Only the lines holding the string "styles" are needed. Copy each one.

--- Start PROVIDED MATERIAL ---

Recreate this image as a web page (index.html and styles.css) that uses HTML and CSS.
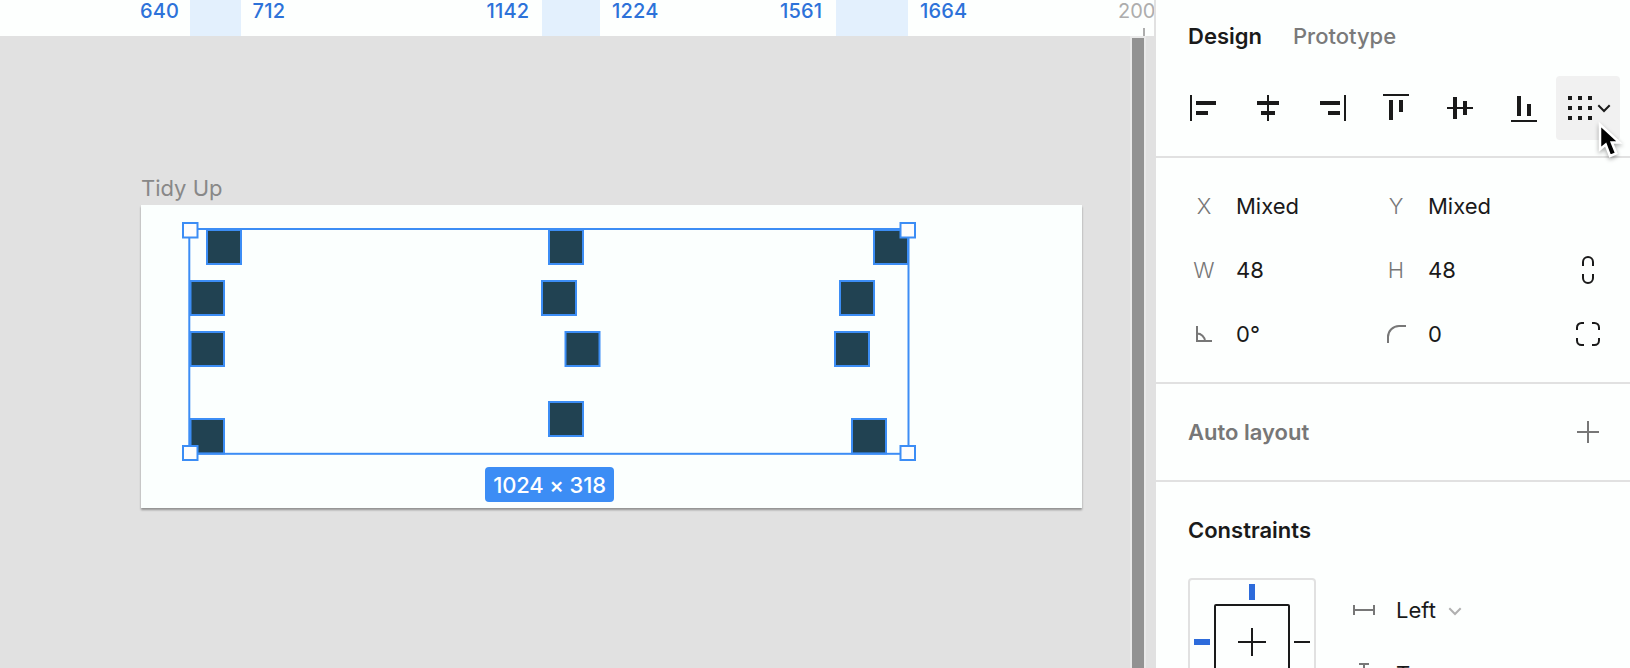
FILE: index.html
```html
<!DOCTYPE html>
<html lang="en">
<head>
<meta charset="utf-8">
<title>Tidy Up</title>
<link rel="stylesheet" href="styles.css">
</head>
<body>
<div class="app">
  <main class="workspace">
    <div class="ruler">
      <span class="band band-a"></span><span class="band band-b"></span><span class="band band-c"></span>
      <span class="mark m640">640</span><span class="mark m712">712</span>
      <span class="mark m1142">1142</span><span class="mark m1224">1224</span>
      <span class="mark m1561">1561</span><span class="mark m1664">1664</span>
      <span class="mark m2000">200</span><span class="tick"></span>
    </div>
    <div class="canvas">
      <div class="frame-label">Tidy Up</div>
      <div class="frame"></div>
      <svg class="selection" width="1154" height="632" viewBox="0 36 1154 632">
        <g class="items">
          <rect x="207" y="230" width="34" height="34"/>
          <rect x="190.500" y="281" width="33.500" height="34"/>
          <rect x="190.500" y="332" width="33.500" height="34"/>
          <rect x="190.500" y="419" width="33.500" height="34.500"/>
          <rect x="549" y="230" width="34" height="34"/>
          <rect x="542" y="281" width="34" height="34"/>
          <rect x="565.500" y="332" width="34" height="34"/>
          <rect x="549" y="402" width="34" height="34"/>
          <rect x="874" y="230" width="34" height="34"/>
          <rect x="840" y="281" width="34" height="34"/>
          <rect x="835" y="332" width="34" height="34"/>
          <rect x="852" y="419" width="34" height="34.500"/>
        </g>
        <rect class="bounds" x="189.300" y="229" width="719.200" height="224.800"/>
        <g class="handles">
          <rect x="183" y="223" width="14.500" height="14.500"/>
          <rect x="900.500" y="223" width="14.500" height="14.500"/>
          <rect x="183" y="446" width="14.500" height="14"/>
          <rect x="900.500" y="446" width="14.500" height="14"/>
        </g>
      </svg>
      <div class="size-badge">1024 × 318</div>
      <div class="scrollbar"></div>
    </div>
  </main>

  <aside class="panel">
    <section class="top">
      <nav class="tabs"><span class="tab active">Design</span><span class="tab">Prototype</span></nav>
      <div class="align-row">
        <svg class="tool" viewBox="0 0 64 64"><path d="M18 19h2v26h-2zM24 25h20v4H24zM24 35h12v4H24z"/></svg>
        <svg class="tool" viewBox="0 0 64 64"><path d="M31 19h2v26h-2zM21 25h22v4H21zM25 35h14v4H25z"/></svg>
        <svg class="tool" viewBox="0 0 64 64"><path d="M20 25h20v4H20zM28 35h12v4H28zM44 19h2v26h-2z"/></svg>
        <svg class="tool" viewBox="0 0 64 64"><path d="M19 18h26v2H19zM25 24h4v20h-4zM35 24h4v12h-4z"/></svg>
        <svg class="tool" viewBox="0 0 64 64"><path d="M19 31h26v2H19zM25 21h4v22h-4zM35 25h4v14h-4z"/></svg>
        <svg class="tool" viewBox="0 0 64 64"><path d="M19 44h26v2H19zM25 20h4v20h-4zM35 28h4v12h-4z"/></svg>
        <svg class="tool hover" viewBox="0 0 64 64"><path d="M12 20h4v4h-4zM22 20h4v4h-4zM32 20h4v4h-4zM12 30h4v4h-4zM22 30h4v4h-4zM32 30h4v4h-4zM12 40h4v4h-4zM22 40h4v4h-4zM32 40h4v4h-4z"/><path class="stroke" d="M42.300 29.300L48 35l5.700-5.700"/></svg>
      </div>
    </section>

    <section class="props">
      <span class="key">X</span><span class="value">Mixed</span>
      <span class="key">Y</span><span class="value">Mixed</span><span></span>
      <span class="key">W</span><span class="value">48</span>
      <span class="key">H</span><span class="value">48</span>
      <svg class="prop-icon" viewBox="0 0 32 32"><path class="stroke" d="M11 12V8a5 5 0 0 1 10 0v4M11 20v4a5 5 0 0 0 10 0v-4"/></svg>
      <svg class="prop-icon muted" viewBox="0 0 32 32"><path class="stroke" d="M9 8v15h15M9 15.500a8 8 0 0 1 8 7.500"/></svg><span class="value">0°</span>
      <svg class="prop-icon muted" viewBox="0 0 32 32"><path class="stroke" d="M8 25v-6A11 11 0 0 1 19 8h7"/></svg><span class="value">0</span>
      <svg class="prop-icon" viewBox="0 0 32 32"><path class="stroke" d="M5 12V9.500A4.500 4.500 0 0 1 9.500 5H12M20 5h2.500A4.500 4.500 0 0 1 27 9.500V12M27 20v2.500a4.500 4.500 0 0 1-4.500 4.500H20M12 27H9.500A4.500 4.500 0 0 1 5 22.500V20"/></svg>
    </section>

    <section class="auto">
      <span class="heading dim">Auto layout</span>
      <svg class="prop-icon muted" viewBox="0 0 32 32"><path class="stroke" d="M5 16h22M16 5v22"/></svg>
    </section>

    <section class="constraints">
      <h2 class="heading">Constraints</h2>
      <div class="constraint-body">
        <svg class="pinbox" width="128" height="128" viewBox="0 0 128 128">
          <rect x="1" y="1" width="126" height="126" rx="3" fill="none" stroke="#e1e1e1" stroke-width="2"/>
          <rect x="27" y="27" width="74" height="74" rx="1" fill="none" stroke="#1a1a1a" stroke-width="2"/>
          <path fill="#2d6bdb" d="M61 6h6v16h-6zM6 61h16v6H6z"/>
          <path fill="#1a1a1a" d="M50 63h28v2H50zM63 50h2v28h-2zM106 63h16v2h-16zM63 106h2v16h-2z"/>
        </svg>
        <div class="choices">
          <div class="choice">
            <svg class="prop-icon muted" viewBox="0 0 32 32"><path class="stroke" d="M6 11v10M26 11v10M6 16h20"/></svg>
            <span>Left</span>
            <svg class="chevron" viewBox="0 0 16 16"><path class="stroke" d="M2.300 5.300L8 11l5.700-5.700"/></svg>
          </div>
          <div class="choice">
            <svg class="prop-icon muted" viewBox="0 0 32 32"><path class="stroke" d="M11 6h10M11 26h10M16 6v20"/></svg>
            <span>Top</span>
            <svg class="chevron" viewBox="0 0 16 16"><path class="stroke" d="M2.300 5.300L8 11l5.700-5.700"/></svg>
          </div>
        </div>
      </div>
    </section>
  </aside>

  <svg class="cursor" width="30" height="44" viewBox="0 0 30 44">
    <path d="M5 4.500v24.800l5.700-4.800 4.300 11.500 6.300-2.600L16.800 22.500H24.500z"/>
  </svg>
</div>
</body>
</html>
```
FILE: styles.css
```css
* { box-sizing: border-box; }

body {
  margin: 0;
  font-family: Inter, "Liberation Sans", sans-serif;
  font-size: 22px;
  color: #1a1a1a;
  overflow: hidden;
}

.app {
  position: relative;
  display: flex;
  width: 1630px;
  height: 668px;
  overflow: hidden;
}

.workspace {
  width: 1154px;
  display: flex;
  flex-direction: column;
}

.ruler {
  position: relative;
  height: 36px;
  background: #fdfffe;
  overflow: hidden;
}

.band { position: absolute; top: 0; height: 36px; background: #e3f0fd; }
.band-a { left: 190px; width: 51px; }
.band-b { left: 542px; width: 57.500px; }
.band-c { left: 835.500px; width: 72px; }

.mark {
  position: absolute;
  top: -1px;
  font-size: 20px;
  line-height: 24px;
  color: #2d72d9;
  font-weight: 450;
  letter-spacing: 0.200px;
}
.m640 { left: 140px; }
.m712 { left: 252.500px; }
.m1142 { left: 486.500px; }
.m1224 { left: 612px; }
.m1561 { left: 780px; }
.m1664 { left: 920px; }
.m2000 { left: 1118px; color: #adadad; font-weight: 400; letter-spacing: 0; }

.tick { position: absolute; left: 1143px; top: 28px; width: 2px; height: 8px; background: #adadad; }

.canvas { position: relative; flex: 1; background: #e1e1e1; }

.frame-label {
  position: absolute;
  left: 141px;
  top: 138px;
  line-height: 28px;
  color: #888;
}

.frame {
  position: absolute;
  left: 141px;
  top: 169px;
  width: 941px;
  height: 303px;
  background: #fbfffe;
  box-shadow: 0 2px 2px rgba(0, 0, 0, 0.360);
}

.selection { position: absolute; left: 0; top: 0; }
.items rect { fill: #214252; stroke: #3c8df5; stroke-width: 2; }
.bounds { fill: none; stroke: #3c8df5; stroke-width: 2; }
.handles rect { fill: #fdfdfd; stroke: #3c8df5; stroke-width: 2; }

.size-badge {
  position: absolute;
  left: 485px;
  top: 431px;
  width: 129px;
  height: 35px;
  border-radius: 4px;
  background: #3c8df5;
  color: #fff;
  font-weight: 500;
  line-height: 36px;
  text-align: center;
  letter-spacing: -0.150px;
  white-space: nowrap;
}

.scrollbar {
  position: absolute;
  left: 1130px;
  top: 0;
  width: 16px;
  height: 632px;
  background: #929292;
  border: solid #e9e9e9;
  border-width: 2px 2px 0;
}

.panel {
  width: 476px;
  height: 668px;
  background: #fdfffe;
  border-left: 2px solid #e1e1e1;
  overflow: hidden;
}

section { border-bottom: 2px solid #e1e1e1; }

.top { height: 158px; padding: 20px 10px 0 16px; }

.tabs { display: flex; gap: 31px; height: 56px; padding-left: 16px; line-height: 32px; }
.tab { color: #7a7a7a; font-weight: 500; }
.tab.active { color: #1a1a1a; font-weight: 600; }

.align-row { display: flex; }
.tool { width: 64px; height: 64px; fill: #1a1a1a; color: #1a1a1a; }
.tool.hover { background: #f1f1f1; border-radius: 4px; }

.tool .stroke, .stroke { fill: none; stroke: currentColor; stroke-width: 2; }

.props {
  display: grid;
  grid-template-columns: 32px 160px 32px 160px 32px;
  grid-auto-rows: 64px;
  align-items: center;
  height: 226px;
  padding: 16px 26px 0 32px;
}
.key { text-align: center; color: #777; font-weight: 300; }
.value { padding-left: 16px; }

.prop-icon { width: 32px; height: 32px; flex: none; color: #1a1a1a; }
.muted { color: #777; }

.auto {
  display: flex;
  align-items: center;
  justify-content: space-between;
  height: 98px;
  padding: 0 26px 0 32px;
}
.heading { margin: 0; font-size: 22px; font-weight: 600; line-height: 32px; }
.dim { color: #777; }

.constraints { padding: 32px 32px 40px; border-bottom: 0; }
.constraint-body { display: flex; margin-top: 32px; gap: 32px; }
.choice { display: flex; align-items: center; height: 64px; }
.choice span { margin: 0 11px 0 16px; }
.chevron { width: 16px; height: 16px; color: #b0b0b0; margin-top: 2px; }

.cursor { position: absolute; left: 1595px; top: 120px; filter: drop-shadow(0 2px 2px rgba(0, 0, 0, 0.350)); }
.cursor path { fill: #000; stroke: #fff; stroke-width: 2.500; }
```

--- End PROVIDED MATERIAL ---

*RESPONSE TO THIS EXERCISE*:
Recreate this image as a web page (index.html and styles.css) that uses HTML and CSS.
<link rel="stylesheet" href="styles.css">
FILE: styles.css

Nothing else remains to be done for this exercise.